INVESTIGADORES
OTEGUI Luis Jose
artículos
Título:
Explosion in gas pipeline: Witnesses' perceptions and expert analyses' results
Autor/es:
CIRIMELLO, PABLO G.; OTEGUI, JOSE L.; BUISEL, LUIS MARÍA
Revista:
ENGINEERING FAILURE ANALYSIS
Editorial:
PERGAMON-ELSEVIER SCIENCE LTD
Referencias:
Lugar: Amsterdam; Año: 2019 vol. 106
ISSN:
1350-6307
Resumen:
The failure of a 24" pipeline buried in the 1960s led to a blowout followed by fire. The damage caused the breakage and expulsion of 20 meters of tube; flames reached 30 meters high. The break occurred at the edge of a high transit route, in the opposite site of a thermoelectric plant, and under its high-voltage lines. The sequence of events that led to the failure was identified after a thorough expert analysis carried out by specialists appointed by the Regulatory Agency, the pipeline Operator, and Justice. The break was a consequence of a fracture propagated from a pre-existing defect in the reinforcement weld toe of a 3" connection to a nearby village, that was made more than 20 years before. The preexisting defect propagated from small weld anomalies, due to external loads related to soil instabilities: removal of top soil for pipe recoating and flooding due to extraordinary rains paired with the recent construction of a highway that distorted normal water flows. Other lessons were learned in terms of the role of witness recounts.

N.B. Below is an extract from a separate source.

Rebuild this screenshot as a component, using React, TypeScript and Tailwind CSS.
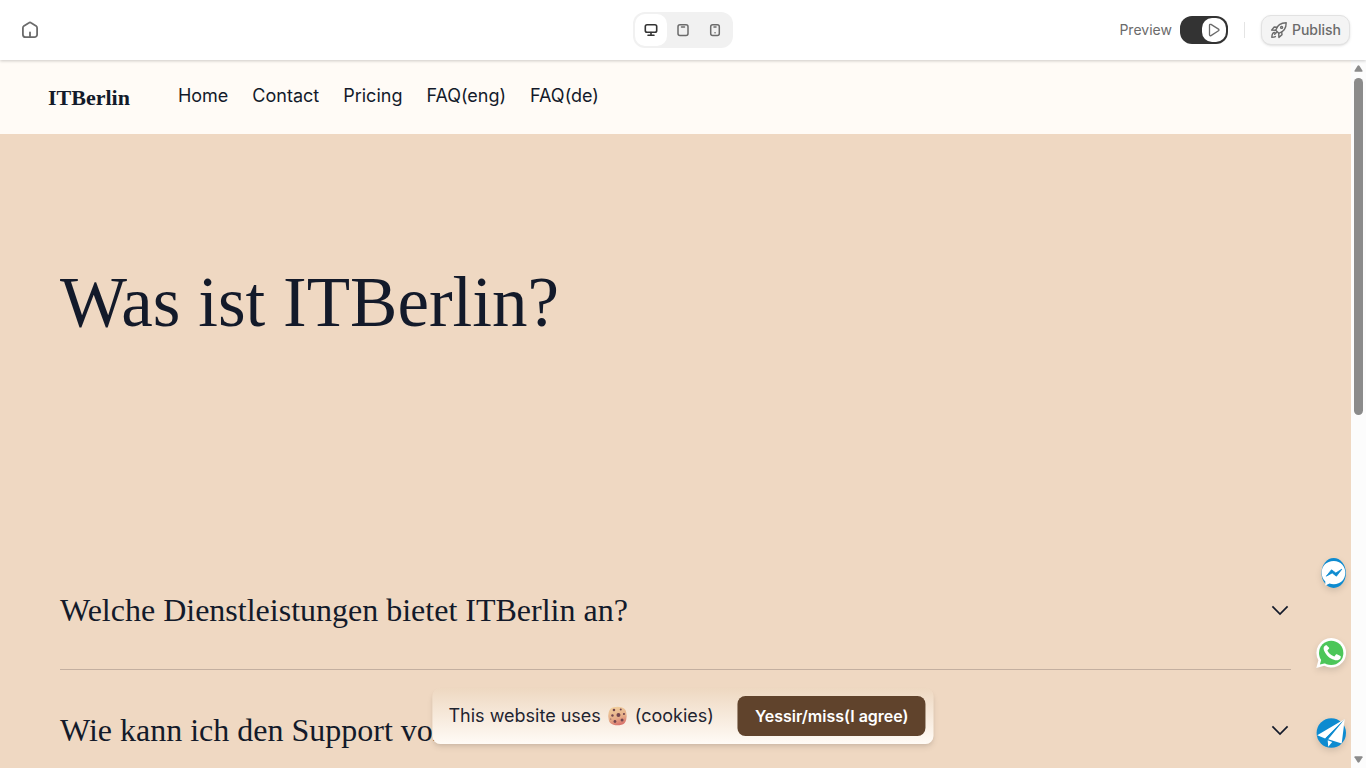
import React from 'react';

const navLinks = ['Home', 'Contact', 'Pricing', 'FAQ(eng)', 'FAQ(de)'];

const questions = [
  'Welche Dienstleistungen bietet ITBerlin an?',
  'Wie kann ich den Support von ITBerlin kontaktieren?',
];

const HomeIcon = () => (
  <svg width="18" height="18" viewBox="0 0 18 18" fill="none" stroke="#6b6b6b" strokeWidth="1.8" strokeLinejoin="round" strokeLinecap="round">
    <path d="M1.9 6.9c0-.8.4-1.5 1-2L7.700 1.900a2.300 2.300 0 0 1 2.600 0L15.100 4.900c.6.500 1 1.200 1 2v6.500a2.700 2.700 0 0 1-2.700 2.700H4.600a2.700 2.700 0 0 1-2.700-2.700z" />
    <path d="M9 11.500v4" />
  </svg>
);

const DesktopIcon = () => (
  <svg width="14" height="14" viewBox="0 0 14 14" fill="none" stroke="#333333" strokeWidth="1.600" strokeLinecap="round">
    <rect x="1.300" y="1.700" width="11.400" height="7.600" rx="1.800" />
    <path d="M7 9.500v2.500M4 12.300h6" />
  </svg>
);

const TabletIcon = () => (
  <svg width="14" height="14" viewBox="0 0 14 14" fill="none" stroke="#6b6b6b" strokeWidth="1.500" strokeLinecap="round">
    <rect x="2" y="1.700" width="10" height="10.800" rx="2" />
    <path d="M5.500 4h3" />
  </svg>
);

const MobileIcon = () => (
  <svg width="14" height="14" viewBox="0 0 14 14" fill="none" stroke="#6b6b6b" strokeWidth="1.500" strokeLinecap="round">
    <rect x="2.700" y="1.700" width="8.600" height="10.800" rx="2" />
    <path d="M6 4h2M7 9.700h.1" />
  </svg>
);

const PlayIcon = () => (
  <svg width="14" height="14" viewBox="0 0 14 14" fill="none" stroke="#6b6b6b" strokeWidth="1.300" strokeLinejoin="round">
    <path d="M2.500 2.300c0-.8.8-1.200 1.500-.9l7.500 4.700c.6.400.6 1.300 0 1.700L4 12.600c-.7.400-1.500 0-1.500-.8z" />
  </svg>
);

const RocketIcon = () => (
  <svg width="18" height="18" viewBox="0 0 18 18" fill="none" stroke="#6b6b6b" strokeWidth="1.400" strokeLinecap="round" strokeLinejoin="round">
    <path d="M5.700 9.200C7 5 10.500 1.800 16.200 1.800c0 5.600-3.100 9.300-7.400 10.500z" />
    <path d="M6.800 6.300 4.200 6 1.600 9.100l4 .2M11.700 11.200l.3 2.600-3.100 2.600-.2-4" />
    <circle cx="11.600" cy="6.400" r="1" />
    <path d="M4.700 11.500c-1.800 0-2.700 1.300-2.900 4.700 1.600 0 2.700-.1 3.600-.6M4.700 13.200l2-2" />
  </svg>
);

const ChevronIcon = () => (
  <svg width="18" height="12" viewBox="0 0 18 12" fill="none" stroke="#131a2a" strokeWidth="1.700">
    <path d="M1.400 2.400 9 10 16.600 2.400" />
  </svg>
);

const CookieIcon = () => (
  <svg width="20" height="20" viewBox="0 0 20 20" role="img" aria-label="cookie">
    <defs>
      <linearGradient id="dough" x1="0.3" y1="0" x2="0.6" y2="1">
        <stop offset="0" stopColor="#f1cf9d" />
        <stop offset="0.6" stopColor="#e5ac88" />
        <stop offset="1" stopColor="#d8706a" />
      </linearGradient>
    </defs>
    <path d="M6 1.300Q10 .2 14 1.300T18.700 6Q19.800 10 18.700 14T14 18.700Q10 19.800 6 18.700T1.300 14Q.2 10 1.300 6T6 1.300z" fill="url(#dough)" />
    <g fill="#72454d">
      <circle cx="6.500" cy="4" r="1.300" />
      <circle cx="13.300" cy="3.500" r="1" />
      <circle cx="11" cy="9" r="2" />
      <circle cx="5" cy="9.500" r="1.200" />
      <circle cx="16.500" cy="8" r="1.100" />
      <circle cx="14.600" cy="14" r="1.500" />
      <circle cx="7.500" cy="15.500" r="1.400" />
      <circle cx="3.300" cy="13" r=".6" />
    </g>
  </svg>
);

const MessengerIcon = () => (
  <svg width="30" height="30" viewBox="0 0 30 30">
    <ellipse cx="17.700" cy="15" rx="12.200" ry="15" fill="#0e8bd0" />
    <path d="M17.700 3C10.500 3 5.700 8 5.700 14.700c0 3.900 1.300 6.600 3.600 8.700v4.200l4.200-2c1.300.4 2.700.6 4.200.6 7.200 0 11.600-5 11.600-11.500S24.900 3 17.700 3z" fill="#fff" />
    <path d="m10.300 18.200 5.200-6.400 4.300 3.200 6-3.800-5.400 7-4.200-3.300z" fill="#0e8bd0" stroke="#0e8bd0" strokeWidth=".8" strokeLinejoin="round" />
  </svg>
);

const WhatsAppIcon = () => (
  <svg width="30" height="30" viewBox="0 0 30 30">
    <path d="M15.200 0A14.800 14.800 0 0 0 2.400 22.200L.3 29.900l7.900-2.100A14.800 14.800 0 1 0 15.200 0z" fill="#fff" />
    <circle cx="15.200" cy="14.900" r="12.200" fill="#4cc659" />
    <path d="m3.900 26.400 1.800-6.500 4.700 5z" fill="#4cc659" />
    <path d="M11.300 8c-.4-.8-.7-.8-1.200-.8-1.200 0-2.500 1.300-2.500 3.400 0 2 1.500 4 1.700 4.300.2.300 2.900 4.600 7.200 6.300 3.600 1.400 4.300 1.100 5.100 1 .8-.1 2.500-1 2.900-2 .3-1 .3-1.800.2-2-.1-.2-.4-.3-.8-.5l-3-1.400c-.4-.2-.7-.2-1 .2l-1.300 1.700c-.3.300-.5.300-.9.100-.5-.2-1.900-.7-3.600-2.200-1.300-1.200-2.200-2.700-2.500-3.100-.3-.5 0-.7.200-.9l1.300-1.500c.1-.3.100-.5 0-.8z" fill="#fff" />
  </svg>
);

const TelegramIcon = () => (
  <svg width="30" height="30" viewBox="0 0 30 30">
    <circle cx="15.300" cy="15" r="14.700" fill="#0e8bd0" />
    <path d="M28.700 1 1.200 17.300l8 3.300z" fill="#fff" />
    <path d="m28.700 1-16.500 20.200 13.500 4.300z" fill="#fff" />
    <path d="m11.700 22.300 4.500 1.700-4 4.800z" fill="#fff" />
    <path d="M28.700 1 9.200 20.600l2 .5z" fill="#0e8bd0" />
  </svg>
);

const EditorBar = () => (
  <header className="relative z-20 grid h-[60px] shrink-0 grid-cols-3 items-center bg-white px-4 font-['Inter',sans-serif] shadow-[0_1px_3px_rgba(0,0,0,0.2)]">
    <button aria-label="Home" className="flex h-7 w-7 items-center justify-center">
      <HomeIcon />
    </button>
    <div className="flex h-9 w-[100px] items-center justify-self-center rounded-xl bg-[#f1f1f1] p-0.5">
      <button aria-label="Desktop" className="flex h-8 w-8 items-center justify-center rounded-[10px] bg-white">
        <DesktopIcon />
      </button>
      <button aria-label="Tablet" className="flex h-8 w-8 items-center justify-center">
        <TabletIcon />
      </button>
      <button aria-label="Mobile" className="flex h-8 w-8 items-center justify-center">
        <MobileIcon />
      </button>
    </div>
    <div className="flex items-center justify-end">
      <span className="mr-2 text-sm text-[#6b6b6b]">Preview</span>
      <button role="switch" aria-checked="true" aria-label="Preview" className="flex h-7 w-12 items-center justify-end rounded-xl bg-[#333333] p-0.5">
        <span className="flex h-6 w-6 items-center justify-center rounded-[10px] bg-white">
          <PlayIcon />
        </span>
      </button>
      <div className="mx-4 h-4 w-px bg-[#e4e4e4]" />
      <button className="flex h-[30px] items-center gap-1 rounded-[10px] border border-[#e2e2e2] bg-[#f4f4f4] px-2 text-sm font-medium text-[#6b6b6b] shadow-sm">
        <RocketIcon />
        Publish
      </button>
    </div>
  </header>
);

const SiteNav = () => (
  <nav className="flex h-[74px] items-center gap-12 bg-[#fffbf6] px-12 text-[#131a2a]">
    <a href="#" className="font-['Liberation_Serif',serif] text-[22px] font-bold">ITBerlin</a>
    <div className="flex gap-6 pb-0.5 font-['Inter',sans-serif] text-lg">
      {navLinks.map((link) => (
        <a key={link} href="#">{link}</a>
      ))}
    </div>
  </nav>
);

const CookieBanner = () => (
  <div className="absolute bottom-6 left-1/2 flex h-14 -translate-x-1/2 items-center gap-6 rounded-lg bg-linear-to-b from-[#eed8c1] to-[#fffbf6] pl-4 pr-2 font-['Inter',sans-serif] whitespace-nowrap shadow-md">
    <p className="flex items-center gap-[7px] text-lg text-[#1f2430]">
      This website uses
      <CookieIcon />
      (cookies)
    </p>
    <button className="h-10 rounded-lg bg-[#60432c] px-[17px] text-base font-semibold text-white">
      Yessir/miss(I agree)
    </button>
  </div>
);

const SocialLinks = () => (
  <div className="absolute right-5 bottom-5 flex flex-col items-end gap-[50px]">
    <a href="#" aria-label="Messenger" className="drop-shadow-md"><MessengerIcon /></a>
    <a href="#" aria-label="WhatsApp" className="drop-shadow-md"><WhatsAppIcon /></a>
    <a href="#" aria-label="Telegram" className="drop-shadow-md"><TelegramIcon /></a>
  </div>
);

const ScrollRail = () => (
  <div className="flex w-[15px] shrink-0 flex-col items-center bg-[#fcfcfc] py-1">
    <svg width="9" height="9" viewBox="0 0 10 9" fill="#8b8b8b"><path d="M4 1.500q1-1 2 0L9.500 7q.3 1-.7 1H1.200q-1 0-.7-1z" /></svg>
    <div className="mt-[5px] h-[337px] w-[9px] rounded-full bg-[#8b8b8b]" />
    <svg className="mt-auto" width="9" height="9" viewBox="0 0 10 9" fill="#8b8b8b"><path d="M4 7.500q1 1 2 0L9.500 2q.3-1-.7-1H1.200q-1 0-.7 1z" /></svg>
  </div>
);

export default function App() {
  return (
    <div className="flex h-screen flex-col overflow-hidden">
      <EditorBar />
      <div className="relative flex min-h-0 flex-1">
        <div className="min-w-0 flex-1 overflow-hidden bg-[#efd8c2]">
          <SiteNav />
          <main className="px-[60px] font-['Liberation_Serif',serif] text-[#131a2a]">
            <h1 className="pt-32 pb-52 text-[71px] leading-[80px]">Was ist ITBerlin?</h1>
            {questions.map((question) => (
              <button key={question} className="flex h-[120px] w-full items-center justify-between border-b border-[#c3afa0] pr-0.5 text-left text-[32px] leading-10">
                {question}
                <ChevronIcon />
              </button>
            ))}
          </main>
        </div>
        <ScrollRail />
        <CookieBanner />
        <SocialLinks />
      </div>
    </div>
  );
}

Even after root causes were technically established, the media persisted in early explanations of the event. The responsibility erroneously attributed to high voltage cables (in the ignition of the gas cloud) and the dynamic loads due to the route (as the cause of a pre-existing leak), were due in large part to the credibility given to initial descriptions by witnesses. Witnesses identified three events: (1) a noise associated with the blow-out, (2) noise and flashes associated with electrical arcing and (3) the final explosion of the gas cloud. Witnesses did not agree on the sequence of the first two events. The immediacy of the three events and the witnesses´ different places and distances from the blowout site justify the differences of time between their perceptions of light and sound.